A nord, a sud, nel mezzo. Sul passante autostradale di Bologna si litiga da oltre vent’anni senza mai trovare la quadra su una soluzione che permetta di disintasare il crocevia-calvario d’Italia, lo snodo tra A1, A14 e A13 all’ombra delle Due torri. E se ne riscopre l’urgenza solo in occasione di eventi tragici come quello di due giorni fa, per accorgersi però che non funziona neppure l’ultima versione di compromesso promossa dal sindaco Virginio Merola, con tanto di via libera di compatibilità ambientale firmato dall’allora ministro Gian Luca Galletti e Società Autostrade pronta a cantierare l’opera da 700 milioni di euro a inizio 2019. E i Cinque Stelle, da sempre contrari, non hanno perso occasione ieri per ribadirlo: la versione del passante “di mezzo”, con un ampliamento in sede del sistema esistente (un allargamento a 3 corsie più corsia di emergenza per senso di marcia, sia sull’A14 che sulla tangenziale, con 4 corsie nel tratto più carico), passa ancora più a ridosso delle case e un incidente come quello di lunedì avrebbe potuto avere conseguenze assai più tragiche.

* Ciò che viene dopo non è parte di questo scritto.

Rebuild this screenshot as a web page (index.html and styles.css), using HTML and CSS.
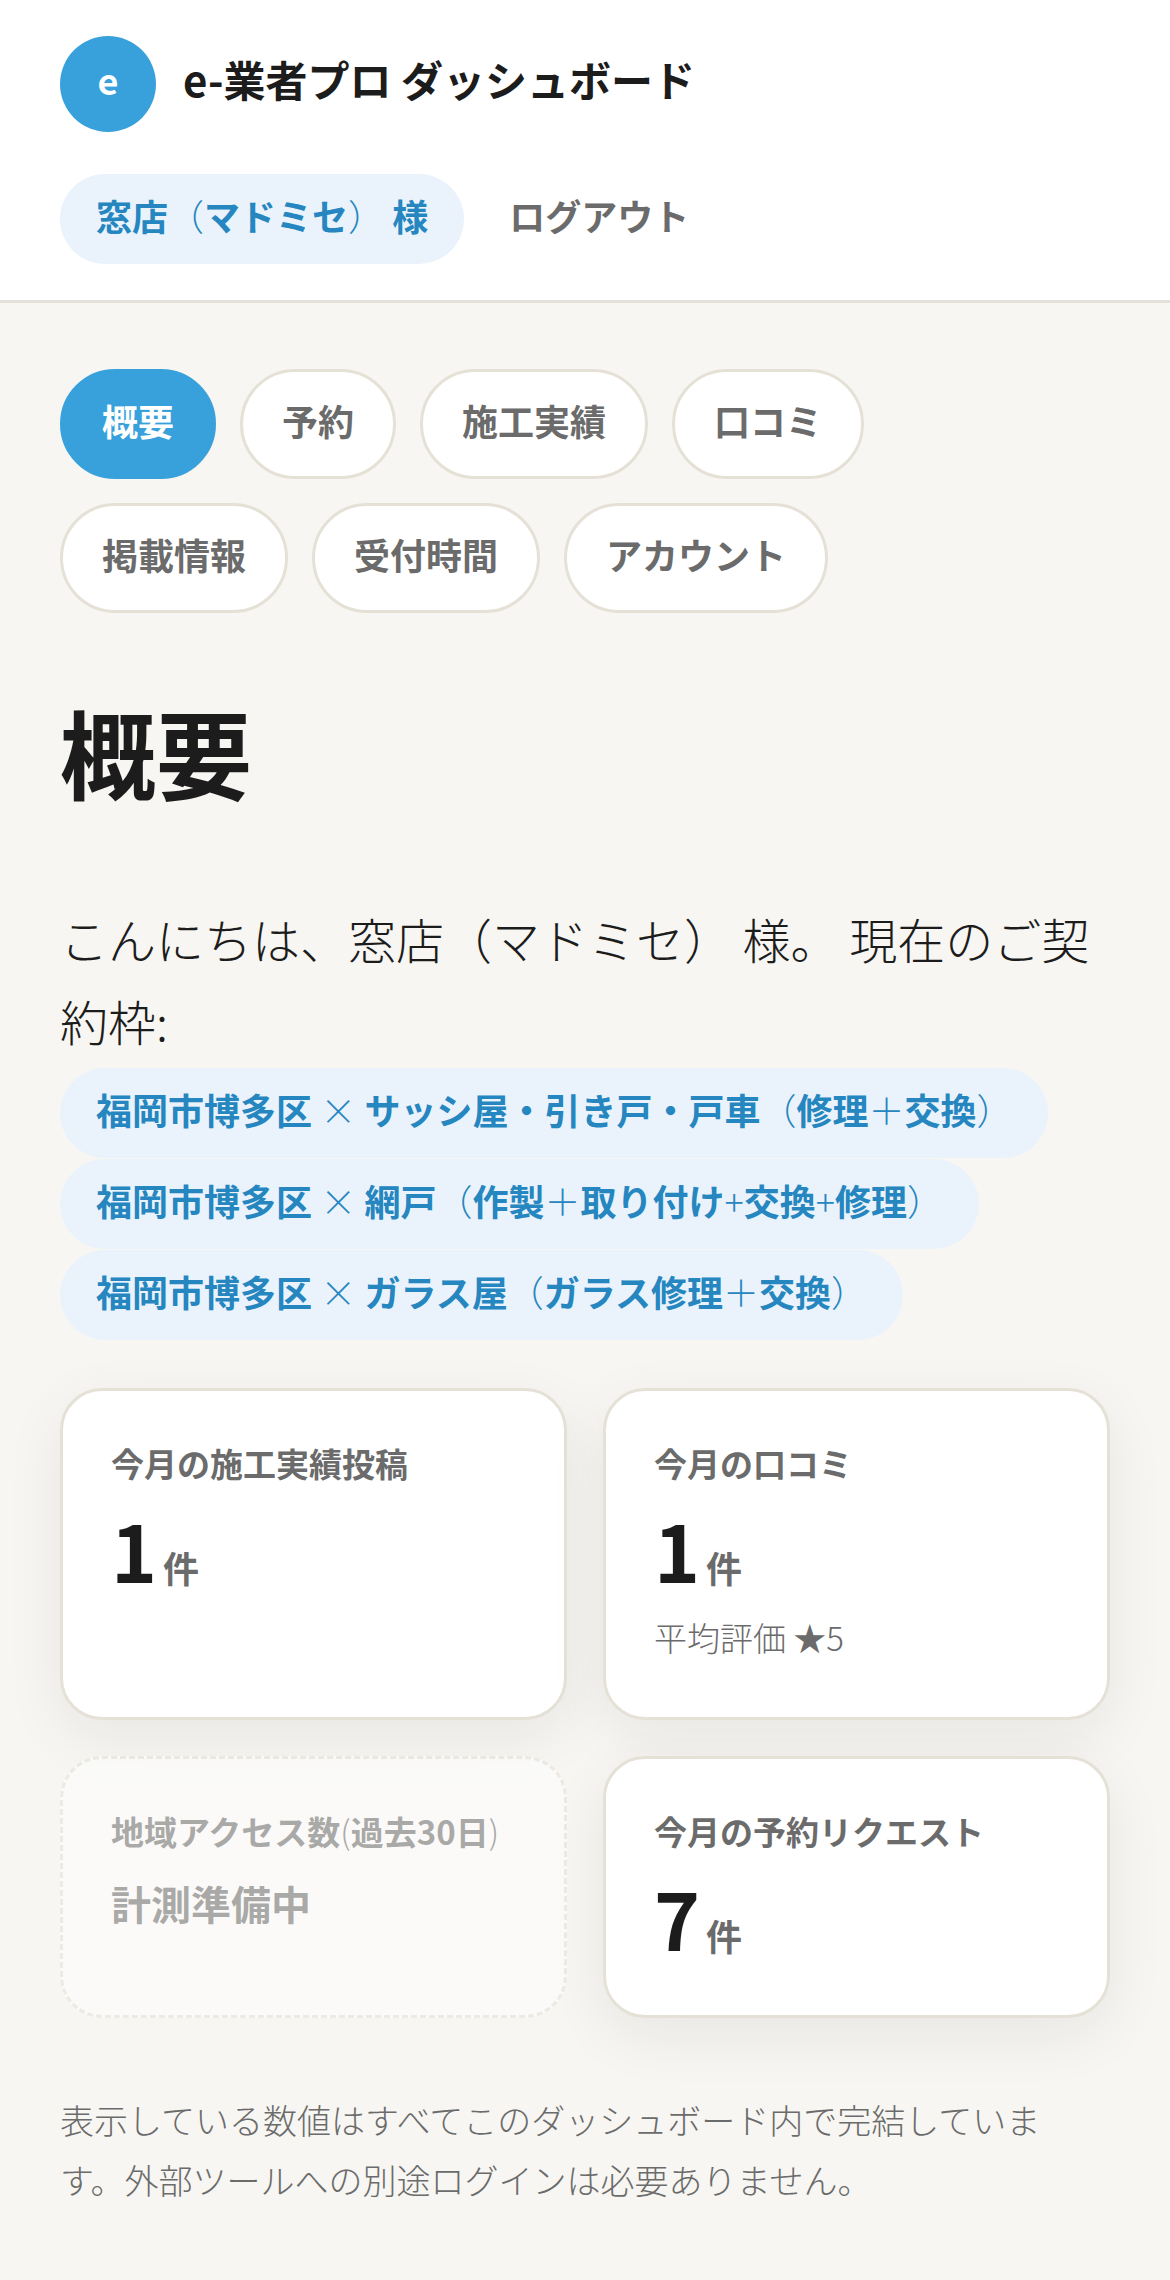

«Non è ora il momento per discutere del progetto del passante, la priorità oggi sono i feriti e il ripristino al più presto della viabilità», ribatte l’assessore regionale ai Trasporti, Raffaele Donini. Il primo studio di fattibilità del passante risale a inizio Duemila e la versione più accreditata, dei tre tracciati analizzati, era fino a tre anni fa quella del passante a nord: 38 chilometri di nuovo tratto autostradale, 11 Comuni dell’hinterland interessati (e sul piede di guerra) e 1,2 miliardi di costo per raddoppiare la portata del traffico veloce non diretto in città. Mentre la versione a sud, perorata da Lega e Forza Italia ma mai di fatto discussa operativamente, proponeva di bypassare Bologna attraverso le colline preappenniniche, con un sistema di gallerie per unire Pontecchio Marconi e San Lazzaro di Savena: costo 1,1 miliardi, ma minor impatto ambientale e stessi tempi di costruzione del passante di mezzo (tre anni, secondo i proponenti).
In attesa che il ministro delle Infrastrutture pentastellato Danilo Toninelli presenti l’analisi costi-benefici «oggettiva, scientifica e terza» del Governo sulle grandi opere necessarie al Paese, Bologna e tutta l’Emilia-Romagna continuano a fare i conti con una posizione baricentrica in Europa per il traffico merci (passa qui il corridoio Ten-T Scandinavia-Mediterraneo) e un ruolo di primattore in Ue per produttività e innovazione industriale, ma infrastrutture viarie ferme agli anni 70 che rappresentano il tallone d’Achille della competitività territoriale.
«Se non si rimettono in moto gli investimenti in infrastrutture, non si rilanciano l’economia e l’occupazione. E non serve aspettare la conta di morti e dei danni per rendersi conto del ritardo che scontiamo rispetto al resto d’Europa, non solo sulle grandi opere ma sulle manutenzioni del patrimonio scolastico, idrogeologico e stradale. Il resto del mondo investe e corre e non aspetta un’Italia ferma e invischiata in iter normativi complicatissimi: ci sono 140 miliardi in più disponibili per investimenti da qui al 2033 che rischiano di restare su carta», sottolinea il presidente di Ance-Confindustria, Gabriele Buia, imprenditore di Parma. Ricordando che se lo scoppio del camion sull’A14 fosse avvenuto pochi chilometri più in là, all’intersezione con l’A1 invece che a Borgo Panigale, si sarebbe paralizzato l’intero Paese. E non c’è solo il passante nell’elenco delle opere prioritarie per sbloccare il crocevia d’Italia, ma anche Cispadana, Campogalliano-Sassuolo e Tibre.